**WRITTEN EXERCISE**. Write out the listing below without alteration, omitting its pictures.

**RAW DATA**.
** begin **
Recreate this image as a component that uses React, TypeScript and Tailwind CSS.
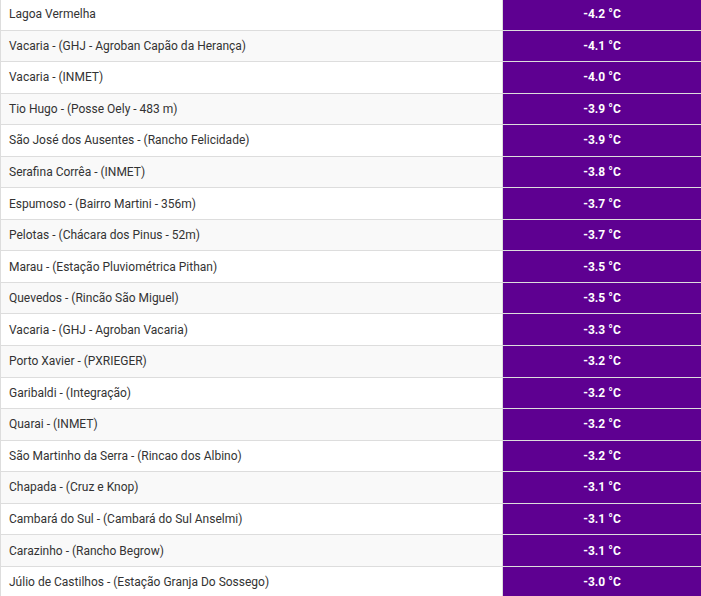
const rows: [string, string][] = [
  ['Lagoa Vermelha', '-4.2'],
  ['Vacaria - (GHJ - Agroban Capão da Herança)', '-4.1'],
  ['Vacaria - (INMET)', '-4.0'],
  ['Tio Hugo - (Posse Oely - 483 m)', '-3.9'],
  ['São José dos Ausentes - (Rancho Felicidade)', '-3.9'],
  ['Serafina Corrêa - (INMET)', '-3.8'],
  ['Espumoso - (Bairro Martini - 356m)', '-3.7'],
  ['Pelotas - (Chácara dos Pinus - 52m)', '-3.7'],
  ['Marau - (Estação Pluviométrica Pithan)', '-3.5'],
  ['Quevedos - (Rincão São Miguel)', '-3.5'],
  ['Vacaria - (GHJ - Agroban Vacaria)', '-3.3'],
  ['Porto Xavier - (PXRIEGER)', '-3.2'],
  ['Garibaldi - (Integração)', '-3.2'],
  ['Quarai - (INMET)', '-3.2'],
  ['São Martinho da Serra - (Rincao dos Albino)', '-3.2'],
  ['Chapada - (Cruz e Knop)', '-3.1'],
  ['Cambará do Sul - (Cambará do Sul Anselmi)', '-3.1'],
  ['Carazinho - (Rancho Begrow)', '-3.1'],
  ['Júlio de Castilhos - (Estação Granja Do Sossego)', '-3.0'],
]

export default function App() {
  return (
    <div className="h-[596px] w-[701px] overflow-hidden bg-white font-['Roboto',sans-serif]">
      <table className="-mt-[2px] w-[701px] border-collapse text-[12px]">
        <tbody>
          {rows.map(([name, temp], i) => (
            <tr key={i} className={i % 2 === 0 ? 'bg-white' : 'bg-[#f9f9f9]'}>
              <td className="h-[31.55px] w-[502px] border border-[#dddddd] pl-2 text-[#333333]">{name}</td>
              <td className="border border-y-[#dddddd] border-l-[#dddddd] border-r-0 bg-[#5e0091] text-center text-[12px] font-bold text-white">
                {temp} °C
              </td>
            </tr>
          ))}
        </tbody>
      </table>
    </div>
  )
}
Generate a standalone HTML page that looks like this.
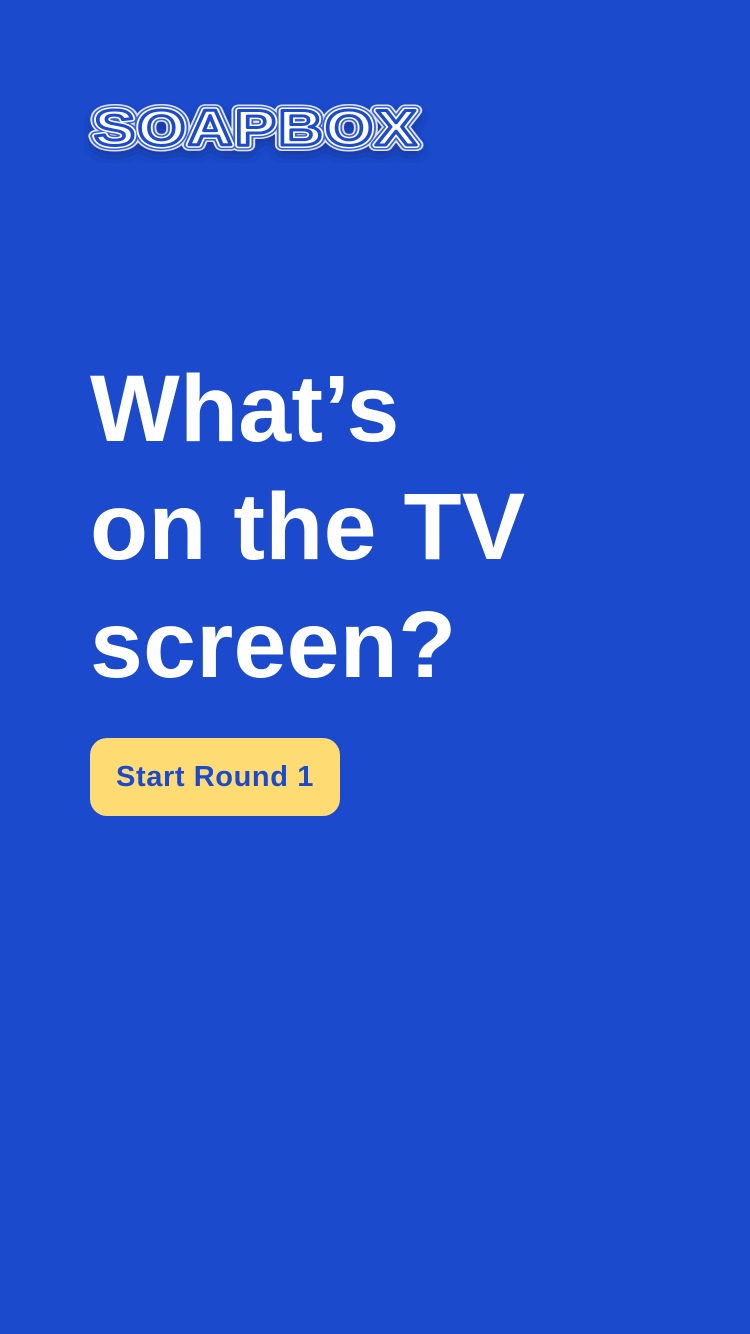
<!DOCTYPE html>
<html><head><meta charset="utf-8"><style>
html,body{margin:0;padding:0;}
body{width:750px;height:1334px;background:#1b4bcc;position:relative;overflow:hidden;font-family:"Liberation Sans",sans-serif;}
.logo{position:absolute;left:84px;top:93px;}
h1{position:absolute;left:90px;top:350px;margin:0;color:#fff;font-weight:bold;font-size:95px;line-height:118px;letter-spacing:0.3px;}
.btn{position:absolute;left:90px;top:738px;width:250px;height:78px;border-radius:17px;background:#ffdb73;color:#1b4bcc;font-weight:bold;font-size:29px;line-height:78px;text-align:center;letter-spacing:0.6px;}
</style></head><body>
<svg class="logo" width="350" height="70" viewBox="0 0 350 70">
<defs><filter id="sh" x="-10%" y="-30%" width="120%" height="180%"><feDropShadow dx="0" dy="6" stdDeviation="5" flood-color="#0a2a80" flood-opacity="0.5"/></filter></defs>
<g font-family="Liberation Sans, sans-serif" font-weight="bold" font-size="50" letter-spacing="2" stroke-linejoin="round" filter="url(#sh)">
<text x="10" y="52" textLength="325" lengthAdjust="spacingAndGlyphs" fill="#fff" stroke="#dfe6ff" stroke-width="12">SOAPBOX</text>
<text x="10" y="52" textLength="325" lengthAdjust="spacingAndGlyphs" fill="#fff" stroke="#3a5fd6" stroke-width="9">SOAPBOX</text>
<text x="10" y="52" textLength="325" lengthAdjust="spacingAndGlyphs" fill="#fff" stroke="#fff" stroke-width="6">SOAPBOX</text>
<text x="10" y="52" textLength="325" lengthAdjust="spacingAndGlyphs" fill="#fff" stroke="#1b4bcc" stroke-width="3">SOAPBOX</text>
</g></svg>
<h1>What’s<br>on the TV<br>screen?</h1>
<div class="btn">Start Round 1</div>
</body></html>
** end **
**TASK SOLUTION**.
Recreate this image as a component that uses React, TypeScript and Tailwind CSS.
const rows: [string, string][] = [
  ['Lagoa Vermelha', '-4.2'],
  ['Vacaria - (GHJ - Agroban Capão da Herança)', '-4.1'],
  ['Vacaria - (INMET)', '-4.0'],
  ['Tio Hugo - (Posse Oely - 483 m)', '-3.9'],
  ['São José dos Ausentes - (Rancho Felicidade)', '-3.9'],
  ['Serafina Corrêa - (INMET)', '-3.8'],
  ['Espumoso - (Bairro Martini - 356m)', '-3.7'],
  ['Pelotas - (Chácara dos Pinus - 52m)', '-3.7'],
  ['Marau - (Estação Pluviométrica Pithan)', '-3.5'],
  ['Quevedos - (Rincão São Miguel)', '-3.5'],
  ['Vacaria - (GHJ - Agroban Vacaria)', '-3.3'],
  ['Porto Xavier - (PXRIEGER)', '-3.2'],
  ['Garibaldi - (Integração)', '-3.2'],
  ['Quarai - (INMET)', '-3.2'],
  ['São Martinho da Serra - (Rincao dos Albino)', '-3.2'],
  ['Chapada - (Cruz e Knop)', '-3.1'],
  ['Cambará do Sul - (Cambará do Sul Anselmi)', '-3.1'],
  ['Carazinho - (Rancho Begrow)', '-3.1'],
  ['Júlio de Castilhos - (Estação Granja Do Sossego)', '-3.0'],
]

export default function App() {
  return (
    <div className="h-[596px] w-[701px] overflow-hidden bg-white font-['Roboto',sans-serif]">
      <table className="-mt-[2px] w-[701px] border-collapse text-[12px]">
        <tbody>
          {rows.map(([name, temp], i) => (
            <tr key={i} className={i % 2 === 0 ? 'bg-white' : 'bg-[#f9f9f9]'}>
              <td className="h-[31.55px] w-[502px] border border-[#dddddd] pl-2 text-[#333333]">{name}</td>
              <td className="border border-y-[#dddddd] border-l-[#dddddd] border-r-0 bg-[#5e0091] text-center text-[12px] font-bold text-white">
                {temp} °C
              </td>
            </tr>
          ))}
        </tbody>
      </table>
    </div>
  )
}
Generate a standalone HTML page that looks like this.
<!DOCTYPE html>
<html><head><meta charset="utf-8"><style>
html,body{margin:0;padding:0;}
body{width:750px;height:1334px;background:#1b4bcc;position:relative;overflow:hidden;font-family:"Liberation Sans",sans-serif;}
.logo{position:absolute;left:84px;top:93px;}
h1{position:absolute;left:90px;top:350px;margin:0;color:#fff;font-weight:bold;font-size:95px;line-height:118px;letter-spacing:0.3px;}
.btn{position:absolute;left:90px;top:738px;width:250px;height:78px;border-radius:17px;background:#ffdb73;color:#1b4bcc;font-weight:bold;font-size:29px;line-height:78px;text-align:center;letter-spacing:0.6px;}
</style></head><body>
<svg class="logo" width="350" height="70" viewBox="0 0 350 70">
<defs><filter id="sh" x="-10%" y="-30%" width="120%" height="180%"><feDropShadow dx="0" dy="6" stdDeviation="5" flood-color="#0a2a80" flood-opacity="0.5"/></filter></defs>
<g font-family="Liberation Sans, sans-serif" font-weight="bold" font-size="50" letter-spacing="2" stroke-linejoin="round" filter="url(#sh)">
<text x="10" y="52" textLength="325" lengthAdjust="spacingAndGlyphs" fill="#fff" stroke="#dfe6ff" stroke-width="12">SOAPBOX</text>
<text x="10" y="52" textLength="325" lengthAdjust="spacingAndGlyphs" fill="#fff" stroke="#3a5fd6" stroke-width="9">SOAPBOX</text>
<text x="10" y="52" textLength="325" lengthAdjust="spacingAndGlyphs" fill="#fff" stroke="#fff" stroke-width="6">SOAPBOX</text>
<text x="10" y="52" textLength="325" lengthAdjust="spacingAndGlyphs" fill="#fff" stroke="#1b4bcc" stroke-width="3">SOAPBOX</text>
</g></svg>
<h1>What’s<br>on the TV<br>screen?</h1>
<div class="btn">Start Round 1</div>
</body></html>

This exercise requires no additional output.